Not surprisingly, distressed bonds as a group performed worse than the BBs, which had a return of negative 0.6% in the early-August selloff. It’s normal for the riskiest securities to get hit hardest. But with the overall market in retreat, the best-performing distressed bond walloped the best-performing BB bond, 4.3% to 1.7%. 

To be sure, the distressed segment’s worst performer did far worse, at negative 28.2%, than the lowest-return BB, at negative 4.7%. But 18.2% of distressed bonds managed to deliver positive returns in the market debacle versus just 13.8% of BBs. Many readers will find that outcome counterintuitive, or even impossible, but numbers – at least these particular numbers – don’t lie.

The lesson to draw from August’s short-lived selloff is that excellent opportunities arise from market volatility for distressed investors to find some future winners – if they can spot them among the losers. Many bonds that undergo financial deterioration severe enough to cause their yields to reach levels 10 percentage points or more above default-risk-free Treasury rates – the definition of distress that I introduced around 1990 – never recover, and go on to default. 

In those cases, investors can come out ahead only if they bought at low enough prices relative to what they’ll ultimately recover when the company’s debt is restructured, either inside or outside of bankruptcy court. But on the junk heap are bonds of some companies that turn themselves around and get out of distress. Those issues re-enter the non-distressed ranks, rewarding holders with big price gains on top of the super-high yields delivered along the way. 

Our job as analysts of distressed debt is to separate the wheat from the chaff. (Not, however, in the manner of journalists, who, according to 1950s U.S. presidential candidate Adlai Stevenson, separate the wheat from the chaff and then publish the chaff.) 

The basis for believing that a troubled bond issuer can reverse its fortunes is often highly idiosyncratic.

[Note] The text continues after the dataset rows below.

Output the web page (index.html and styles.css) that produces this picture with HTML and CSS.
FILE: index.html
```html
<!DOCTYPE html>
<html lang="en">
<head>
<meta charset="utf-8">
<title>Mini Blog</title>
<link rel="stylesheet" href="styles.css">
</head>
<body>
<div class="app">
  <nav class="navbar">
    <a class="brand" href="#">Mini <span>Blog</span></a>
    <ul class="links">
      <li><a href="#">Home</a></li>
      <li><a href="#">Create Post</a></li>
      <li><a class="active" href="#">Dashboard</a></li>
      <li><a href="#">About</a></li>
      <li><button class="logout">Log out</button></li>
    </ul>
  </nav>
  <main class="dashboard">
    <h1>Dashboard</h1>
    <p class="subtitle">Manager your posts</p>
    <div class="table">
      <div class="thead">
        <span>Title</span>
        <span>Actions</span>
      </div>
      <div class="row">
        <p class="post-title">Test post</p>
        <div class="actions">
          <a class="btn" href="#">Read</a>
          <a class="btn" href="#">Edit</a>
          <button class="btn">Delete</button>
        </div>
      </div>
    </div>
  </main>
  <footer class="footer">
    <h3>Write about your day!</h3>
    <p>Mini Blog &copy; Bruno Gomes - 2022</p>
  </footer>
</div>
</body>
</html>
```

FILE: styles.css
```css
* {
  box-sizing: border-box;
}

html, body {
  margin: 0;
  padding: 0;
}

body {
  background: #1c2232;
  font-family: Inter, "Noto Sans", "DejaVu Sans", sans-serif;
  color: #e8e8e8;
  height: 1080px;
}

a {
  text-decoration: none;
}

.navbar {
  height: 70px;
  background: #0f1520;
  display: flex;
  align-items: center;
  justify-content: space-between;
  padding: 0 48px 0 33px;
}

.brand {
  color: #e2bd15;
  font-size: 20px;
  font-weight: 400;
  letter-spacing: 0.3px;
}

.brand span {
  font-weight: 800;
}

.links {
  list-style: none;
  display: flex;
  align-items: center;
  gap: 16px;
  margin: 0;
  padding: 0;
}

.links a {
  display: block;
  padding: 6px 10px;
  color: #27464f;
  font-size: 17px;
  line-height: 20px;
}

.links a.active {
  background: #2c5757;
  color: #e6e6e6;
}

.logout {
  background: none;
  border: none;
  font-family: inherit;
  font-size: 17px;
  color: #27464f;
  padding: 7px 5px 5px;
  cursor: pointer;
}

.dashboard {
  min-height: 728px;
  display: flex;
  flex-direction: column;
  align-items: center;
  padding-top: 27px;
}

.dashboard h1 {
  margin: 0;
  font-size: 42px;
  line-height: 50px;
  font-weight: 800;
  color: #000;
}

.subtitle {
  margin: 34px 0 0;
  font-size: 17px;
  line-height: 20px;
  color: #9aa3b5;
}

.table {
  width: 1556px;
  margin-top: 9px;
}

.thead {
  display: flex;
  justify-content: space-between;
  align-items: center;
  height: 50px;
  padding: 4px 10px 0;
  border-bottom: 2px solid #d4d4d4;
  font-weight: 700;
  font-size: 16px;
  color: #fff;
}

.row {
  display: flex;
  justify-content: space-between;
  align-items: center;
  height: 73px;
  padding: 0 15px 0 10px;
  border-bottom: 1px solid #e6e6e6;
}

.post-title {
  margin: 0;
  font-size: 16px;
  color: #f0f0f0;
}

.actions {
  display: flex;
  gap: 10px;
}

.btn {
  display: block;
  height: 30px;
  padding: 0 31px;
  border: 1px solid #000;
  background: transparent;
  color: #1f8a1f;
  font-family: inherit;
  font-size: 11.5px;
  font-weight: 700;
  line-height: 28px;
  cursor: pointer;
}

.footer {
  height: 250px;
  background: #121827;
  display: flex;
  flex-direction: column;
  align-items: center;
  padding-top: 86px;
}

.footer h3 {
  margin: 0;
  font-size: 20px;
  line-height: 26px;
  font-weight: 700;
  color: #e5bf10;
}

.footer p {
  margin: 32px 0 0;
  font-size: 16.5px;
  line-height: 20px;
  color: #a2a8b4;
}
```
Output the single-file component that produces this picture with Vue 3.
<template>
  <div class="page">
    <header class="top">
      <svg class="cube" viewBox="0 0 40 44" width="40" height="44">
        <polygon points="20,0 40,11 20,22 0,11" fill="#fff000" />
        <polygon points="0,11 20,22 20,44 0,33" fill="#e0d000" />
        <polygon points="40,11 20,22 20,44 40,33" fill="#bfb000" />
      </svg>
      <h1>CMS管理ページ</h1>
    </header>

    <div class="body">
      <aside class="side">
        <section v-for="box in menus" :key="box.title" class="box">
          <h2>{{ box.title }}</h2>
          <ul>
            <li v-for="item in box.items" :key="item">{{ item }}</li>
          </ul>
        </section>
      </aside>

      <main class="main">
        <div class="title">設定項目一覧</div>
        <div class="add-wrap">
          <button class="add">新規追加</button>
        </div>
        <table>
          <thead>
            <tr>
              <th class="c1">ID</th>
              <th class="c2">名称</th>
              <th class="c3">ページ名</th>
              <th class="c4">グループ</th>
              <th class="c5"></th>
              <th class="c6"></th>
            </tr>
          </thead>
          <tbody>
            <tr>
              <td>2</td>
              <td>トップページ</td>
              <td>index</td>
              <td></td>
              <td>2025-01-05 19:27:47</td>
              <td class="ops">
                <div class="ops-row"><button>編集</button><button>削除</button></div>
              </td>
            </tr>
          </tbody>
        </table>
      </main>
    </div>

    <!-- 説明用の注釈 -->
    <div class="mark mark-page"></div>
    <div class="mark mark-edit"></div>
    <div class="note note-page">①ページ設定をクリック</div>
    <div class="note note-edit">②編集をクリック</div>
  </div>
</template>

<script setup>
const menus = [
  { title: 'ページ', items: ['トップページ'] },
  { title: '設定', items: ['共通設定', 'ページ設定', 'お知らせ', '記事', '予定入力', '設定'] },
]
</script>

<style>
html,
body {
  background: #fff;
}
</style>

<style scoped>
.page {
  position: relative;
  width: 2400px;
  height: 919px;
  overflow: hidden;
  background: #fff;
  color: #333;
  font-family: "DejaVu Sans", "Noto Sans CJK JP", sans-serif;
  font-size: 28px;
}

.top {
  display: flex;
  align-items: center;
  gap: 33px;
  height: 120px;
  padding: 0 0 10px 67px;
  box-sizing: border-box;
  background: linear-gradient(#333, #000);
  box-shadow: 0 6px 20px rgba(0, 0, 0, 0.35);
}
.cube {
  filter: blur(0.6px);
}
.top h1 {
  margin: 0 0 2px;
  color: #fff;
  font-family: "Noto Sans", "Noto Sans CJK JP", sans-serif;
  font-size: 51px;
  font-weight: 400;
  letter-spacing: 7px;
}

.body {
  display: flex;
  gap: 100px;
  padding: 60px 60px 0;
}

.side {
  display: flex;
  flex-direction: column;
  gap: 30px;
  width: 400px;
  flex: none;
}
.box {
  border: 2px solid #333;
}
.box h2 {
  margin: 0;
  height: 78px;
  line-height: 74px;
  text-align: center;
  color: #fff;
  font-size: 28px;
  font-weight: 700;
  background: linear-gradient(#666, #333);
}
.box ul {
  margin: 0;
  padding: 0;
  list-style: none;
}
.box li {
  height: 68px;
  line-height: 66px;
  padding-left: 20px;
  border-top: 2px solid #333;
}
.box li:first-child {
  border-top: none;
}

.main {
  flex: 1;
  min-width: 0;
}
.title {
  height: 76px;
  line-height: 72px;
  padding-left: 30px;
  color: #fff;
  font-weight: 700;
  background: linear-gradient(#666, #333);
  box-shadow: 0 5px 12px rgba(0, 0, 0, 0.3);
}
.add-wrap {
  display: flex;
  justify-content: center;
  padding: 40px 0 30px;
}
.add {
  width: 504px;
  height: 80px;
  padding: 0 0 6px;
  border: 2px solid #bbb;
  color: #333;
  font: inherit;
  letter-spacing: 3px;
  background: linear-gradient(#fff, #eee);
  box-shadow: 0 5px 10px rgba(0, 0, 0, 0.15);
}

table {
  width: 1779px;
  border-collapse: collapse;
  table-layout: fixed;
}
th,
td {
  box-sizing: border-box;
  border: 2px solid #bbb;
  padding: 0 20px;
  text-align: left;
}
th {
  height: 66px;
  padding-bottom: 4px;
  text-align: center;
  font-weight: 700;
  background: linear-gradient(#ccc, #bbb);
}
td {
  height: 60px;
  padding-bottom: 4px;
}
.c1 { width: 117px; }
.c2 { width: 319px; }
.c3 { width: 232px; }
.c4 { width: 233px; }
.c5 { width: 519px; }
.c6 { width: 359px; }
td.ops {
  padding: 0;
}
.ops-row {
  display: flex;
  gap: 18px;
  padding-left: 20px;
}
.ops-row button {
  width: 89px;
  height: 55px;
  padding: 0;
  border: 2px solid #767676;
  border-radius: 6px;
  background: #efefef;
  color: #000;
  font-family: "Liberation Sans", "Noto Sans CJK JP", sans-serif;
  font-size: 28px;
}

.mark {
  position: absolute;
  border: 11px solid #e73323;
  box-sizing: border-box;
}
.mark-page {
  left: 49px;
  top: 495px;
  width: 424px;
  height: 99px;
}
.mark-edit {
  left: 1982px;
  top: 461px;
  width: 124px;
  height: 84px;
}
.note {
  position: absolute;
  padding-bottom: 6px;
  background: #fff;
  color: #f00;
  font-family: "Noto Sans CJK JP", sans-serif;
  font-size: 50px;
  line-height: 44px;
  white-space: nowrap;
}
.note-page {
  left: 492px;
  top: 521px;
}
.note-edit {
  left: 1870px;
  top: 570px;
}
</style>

It is not simply a matter of the distressed bonds with the highest credit ratings having the best chance of returning to sound financial health. In the early-August slump, the number-three distressed performer had a CC credit rating while an issue rated B- came in number 111 out of 117.

Early August’s number-one performing issue by total return illustrates how highly company-specific factors can drive a distressed bond’s superlative performance. The Lions Gate Capital Holdings 5.5% bond due April 15, 2029, rose each day from July 31 to August 5 on the heels of a rally in the company’s stock. Lions Gate Entertainment Class A shares jumped on July 31 following a July 30 report that former Treasury Secretary Steve Mnuchin’s Liberty Capital had increased its holdings between July 26 and July 30. 

Mnuchin hasn’t made his intentions clear regarding Lions Gate, but the market has responded favorably to its corporate restructuring. Lions Gate management recently carved out a pure-play film/TV production entity and plans to collapse the A-and-B-share structure into a single share class. On August 1, Morgan Stanley upgraded the stock to Overweight, meaning it believes Lions Gate will outperform the overall market.  

The Lions Gate 5.5% bond is not one of our recommendations (our recommendations performed comparatively well during the early-August downturn, by the way). But the issue’s recent history provides this key takeaway: Distressed bonds have less tendency to move in lockstep than most other types of securities do. Even when financial markets as a whole are flat, individual distressed issues can break out of the pack and deliver excellent returns. Finding those opportunities requires a deep dive into issuers’ operations and the details of their capital structures to identify superior risk-reward trade-offs.